To maintain neutrality:
- Calibrate Evaluators: Ensure all auditors understand the strengths and weaknesses of each framework.
- Use Objective Criteria: Rely on hard data (dates, budgets, counts) rather than subjective feelings about progress.
- Seek Diverse Perspectives: Include team members from different frameworks in the audit review process to validate findings.
📈 Actionable Reporting
The final output of an audit must drive action. A report that simply lists metrics is insufficient. It must provide clear directives.
Structure your reports with the following sections:
- Executive Summary: A high-level view of portfolio health. Use traffic light indicators (Red, Amber, Green) for quick scanning.
- Deep Dive Analysis: Specific details for projects flagged as Red or Amber.
- Recommendations: Concrete steps to improve health. Avoid vague suggestions like “improve communication.” Instead, specify “establish weekly dependency syncs between Team A and Team B.”
- Resource Implications: Identify if additional budget or personnel is required to resolve identified issues.
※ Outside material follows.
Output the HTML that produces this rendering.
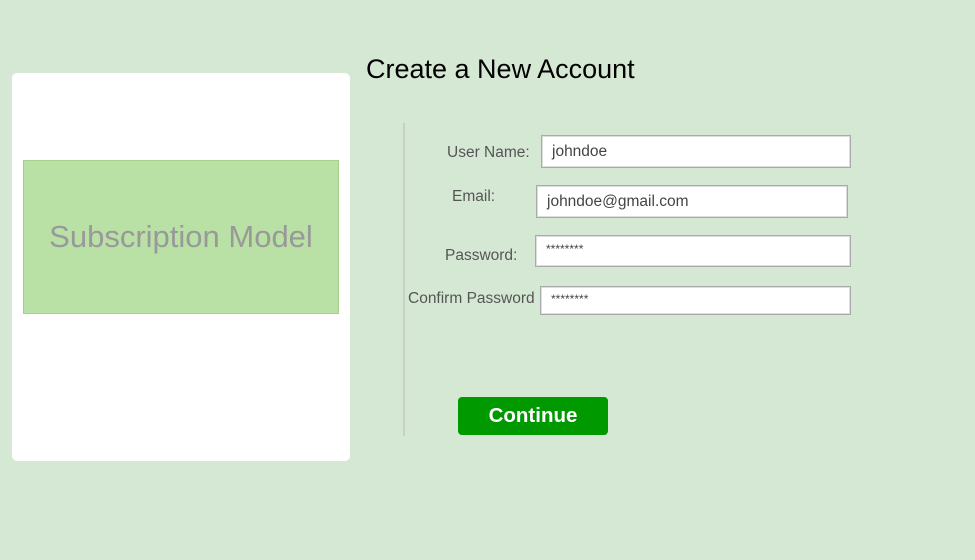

- Timeline Adjustments: Propose realistic replanning based on current velocity or milestone status.
🔄 Continuous Improvement
Project health is dynamic. An audit performed today may be obsolete in a week if market conditions shift. Establish a cadence for auditing that matches the pace of your delivery.
- High Frequency: For Agile teams, weekly or bi-weekly micro-audits keep the pulse on velocity and blockers.
- Medium Frequency: For Hybrid projects, monthly health checks align with sprint cycles and phase gates.
- Low Frequency: For long-term Waterfall initiatives, quarterly reviews prevent scope drift over extended timelines.
By standardizing the audit process while respecting the nuances of each framework, organizations can achieve true visibility. This allows leadership to make informed decisions, allocate resources efficiently, and mitigate risks before they become critical failures.
The complexity of mixed frameworks is not a barrier to management; it is a reality of modern delivery. With the right audit structure, you can navigate this complexity with precision and confidence.